* **Problem to solve**
Identify the lines holding "React" and copy them.

* **Data lines**
BEGIN

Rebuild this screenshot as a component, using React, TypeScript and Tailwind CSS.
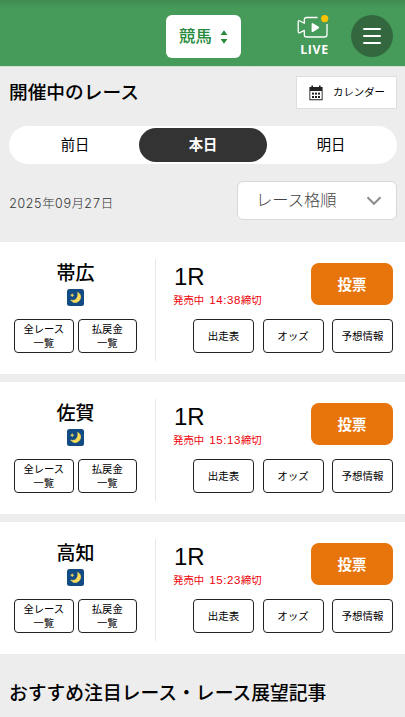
import React from "react";

const races = [
  { place: "帯広", race: "1R", deadline: "14:38" },
  { place: "佐賀", race: "1R", deadline: "15:13" },
  { place: "高知", race: "1R", deadline: "15:23" },
];

function LiveIcon() {
  return (
    <svg width="33" height="25" viewBox="0 0 33 25" fill="none">
      <path
        d="M20.5 2.5H9.6Q7.3 2.5 7.3 4.8V8.3L3 6Q1.2 5.2 1.2 7V16.6Q1.2 18.4 3 17.6L7.3 15.4V19.4Q7.3 22 9.8 22H27.5Q30 22 30 19.5V9"
        stroke="white"
        strokeWidth="1.3"
        strokeLinejoin="round"
      />
      <path
        d="M15.5 9V16.2L21.3 12.6Z"
        fill="white"
        stroke="white"
        strokeWidth="1.8"
        strokeLinejoin="round"
      />
      <circle cx="27.7" cy="3.6" r="3.6" fill="#fdc200" />
    </svg>
  );
}

function CalendarIcon() {
  return (
    <svg width="14" height="16" viewBox="0 0 14 16" className="shrink-0">
      <path
        fillRule="evenodd"
        fill="#222"
        d="M0.4 2H2.4V0.6H4V2H10V0.6H11.6V2H13.6V15.2H0.4ZM1.3 6V14.3H12.7V6Z"
      />
      <g fill="#222">
        <rect x="3" y="7.6" width="2" height="2" />
        <rect x="6" y="7.6" width="2" height="2" />
        <rect x="9" y="7.6" width="2" height="2" />
        <rect x="3" y="11" width="2" height="2" />
        <rect x="6" y="11" width="2" height="2" />
        <rect x="9" y="11" width="2" height="2" />
      </g>
    </svg>
  );
}

function NightIcon() {
  return (
    <svg width="17" height="17" viewBox="0 0 17 17">
      <rect width="17" height="17" rx="2.5" fill="#124b84" />
      <path
        d="M10.7 3.4C13.8 5 14.4 8.6 12.4 11.3C10.4 14.1 6 14.3 3.8 11.1C6.2 12 8.5 11.2 9.8 9.2C11 7.3 11.2 5.3 10.7 3.4Z"
        fill="#fddc58"
        stroke="#fddc58"
        strokeWidth="0.8"
      />
      <path
        d="M5.2 4.6L5.7 5.7L6.8 6.2L5.7 6.7L5.2 7.8L4.7 6.7L3.6 6.2L4.7 5.7Z"
        fill="#fddc58"
        stroke="#fddc58"
        strokeWidth="0.5"
      />
    </svg>
  );
}

function OutlineButton({
  className,
  children,
}: {
  className: string;
  children: React.ReactNode;
}) {
  return (
    <button
      className={`flex h-[34px] shrink-0 items-center justify-center whitespace-nowrap rounded border border-[#222] bg-white text-center ${className}`}
    >
      {children}
    </button>
  );
}

function RaceCard({ place, race, deadline }: (typeof races)[number]) {
  return (
    <section className="flex h-[132px] bg-white">
      <div className="flex w-[155px] shrink-0 flex-col pl-3.5 pt-4">
        <div className="w-[123px] text-center text-[19px] font-medium leading-7">
          {place}
        </div>
        <div className="mt-[3px] flex w-[123px] justify-center">
          <NightIcon />
        </div>
        <div className="mt-[13px] flex gap-1">
          <OutlineButton className="w-[59.5px] pb-px text-[10.3px] leading-[13.5px]">
            全レース
            <br />
            一覧
          </OutlineButton>
          <OutlineButton className="w-[59.5px] pb-px text-[10.3px] leading-[13.5px]">
            払戻金
            <br />
            一覧
          </OutlineButton>
        </div>
      </div>
      <div className="mt-[17px] h-[102px] w-px bg-[#e8e8e8]" />
      <div className="flex grow flex-col pl-[17px] pr-3 pt-[21px]">
        <div className="flex h-[42px] justify-between">
          <div>
            <div className="pl-px font-['Liberation_Sans',sans-serif] text-[24px] leading-7">
              {race}
            </div>
            <div className="mt-0.5 flex items-center whitespace-nowrap text-[10.4px] leading-[14px] text-[#ee0008]">
              発売中
              <span className="ml-[5px] font-['Liberation_Sans',sans-serif] text-[11.5px] tracking-[0.6px]">
                {deadline}
              </span>
              締切
            </div>
          </div>
          <button className="h-[42px] w-[82px] rounded-lg bg-[#e8740c] text-[14.5px] font-bold text-white">
            投票
          </button>
        </div>
        <div className="mt-3.5 flex justify-end gap-[8.5px]">
          <OutlineButton className="w-[61px] pb-px text-[10.5px]">出走表</OutlineButton>
          <OutlineButton className="w-[61px] pb-px text-[10.5px]">オッズ</OutlineButton>
          <OutlineButton className="w-[61px] pb-px text-[10.5px]">予想情報</OutlineButton>
        </div>
      </div>
    </section>
  );
}

export default function App() {
  return (
    <div className="h-[717px] w-[405px] overflow-hidden bg-[#ededed] font-['Noto_Sans_CJK_JP',sans-serif] text-black">
      <header className="flex h-[66px] items-start justify-end bg-[#469a5a] bg-linear-to-b from-[#418b52] to-[#469a5a] to-12% pr-3 pt-[15px]">
        <button className="mr-px flex h-[43px] w-[75px] items-center justify-center gap-2 rounded-md bg-white text-[16.4px] font-medium text-[#278b3d]">
          <span className="-mt-0.5">競馬</span>
          <svg width="8" height="14" viewBox="0 0 8 14" fill="#278b3d">
            <path d="M4 0.3L7.4 5H0.6ZM4 13.7L0.6 9H7.4Z" />
          </svg>
        </button>
        <div className="ml-[55px] flex w-[33px] flex-col items-center">
          <LiveIcon />
          <span className="mt-[3px] pl-0.5 font-['Open_Sans',sans-serif] text-[12.4px] font-bold leading-[14px] tracking-[0.6px] text-white">
            LIVE
          </span>
        </div>
        <button className="ml-[21px] flex size-[42px] flex-col items-center justify-center gap-[5px] rounded-full bg-[#33683f]">
          <span className="h-0.5 w-[18px] rounded-full bg-white" />
          <span className="h-0.5 w-[18px] rounded-full bg-white" />
          <span className="h-0.5 w-[18px] rounded-full bg-white" />
        </button>
      </header>

      <main>
        <div className="h-[176px] border-t border-[#d5dfd6] px-2 pl-[9px] pt-[9px]">
          <div className="flex h-[33px] items-center justify-between">
            <h1 className="pb-[3px] text-[18.7px] font-medium">開催中のレース</h1>
            <button className="flex h-[33px] w-[101px] items-center gap-2.5 border border-[#dedede] bg-white pl-3 text-[10.4px]">
              <CalendarIcon />
              <span className="-mt-0.5">カレンダー</span>
            </button>
          </div>
          <div className="mt-[17px] flex h-[38px] items-center rounded-full bg-white p-0.5 text-[14.3px]">
            <button className="h-[34px] flex-1 pb-0.5">前日</button>
            <button className="h-[34px] flex-1 rounded-full bg-[#333] pb-0.5 font-bold text-white">
              本日
            </button>
            <button className="h-[34px] flex-1 pb-0.5">明日</button>
          </div>
          <div className="mt-[17px] flex items-center justify-between">
            <span className="pt-2 font-['Inter','Noto_Sans_CJK_JP',sans-serif] text-[12.5px] font-light tracking-[0.2px] text-[#333] tabular-nums">
              2025年09月27日
            </span>
            <button className="flex h-[39px] w-[160px] items-center justify-between rounded-md border border-[#d8d8d8] bg-white pl-[18px] pr-3.5 text-[16.3px] font-light text-[#444]">
              <span className="-mt-0.5">レース格順</span>
              <svg width="16" height="10" viewBox="0 0 16 10" fill="none">
                <path d="M1.5 1.3L8 7.8L14.5 1.3" stroke="#8c8c8c" strokeWidth="2" />
              </svg>
            </button>
          </div>
        </div>

        <div className="flex flex-col gap-2">
          {races.map((race) => (
            <RaceCard key={race.place} {...race} />
          ))}
        </div>

        <h2 className="pl-[9px] pt-6 text-[18.8px] font-medium leading-7">
          おすすめ注目レース・レース展望記事
        </h2>
      </main>
    </div>
  );
}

END

* **Expected answer**
Rebuild this screenshot as a component, using React, TypeScript and Tailwind CSS.
import React from "react";
  children: React.ReactNode;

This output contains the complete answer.